My advice for now, if you have many thousands nodes (note that other extension just cannot even come close to such counts of simultaneously visible nodes) and the ram consumption is a big issue for you - expand all nodes, save the tree as a plain text web page (through Ctrl-S).
Check if this page is rendered ok (reopen it in some tab)
Then uninstall Tabs Outliner - this will delete all its data (WARNING!!! THIS WILL DELETE ALL ITS DATA!!! RE READ THIS). Then install it again and start your tree from scratch. This will return you ram usage to 10-15MB.
Use your saved in html tree to access for old data (you can drag from it back to main view some individual windows and groups by the way).
Other solution - having most of the part of tree collapsed - if items is collapsed it is not rendered in HTML, and consume very little ram. But it is actually more useful to have your old tree as a separate web page.

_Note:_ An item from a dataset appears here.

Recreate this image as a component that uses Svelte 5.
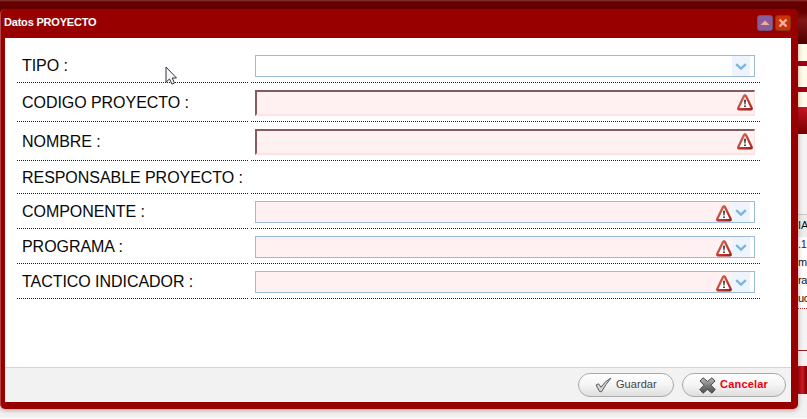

There is some price that need to be paid for some features. If you have a lot of data visible on screen in HTML world this is unfortunately lead to a big memory usage. In fact - if you continue to grow your tree indefinitely the ram usage will continue to grows also, you can reach any digits that you want this way. So you need decide what is more important for you - the ram, or having all the data in one tree.
I am periodically (once in 6 months actually) drop the whole tree in a file and start from scratch. Soon there will be better way for a same - it will be possible to create separate tree documents. So all the data will continue to be searchable and editable (the tree in a static HTML file is not editable by drag and drop... but editable in any HTML editor by the way)
Best.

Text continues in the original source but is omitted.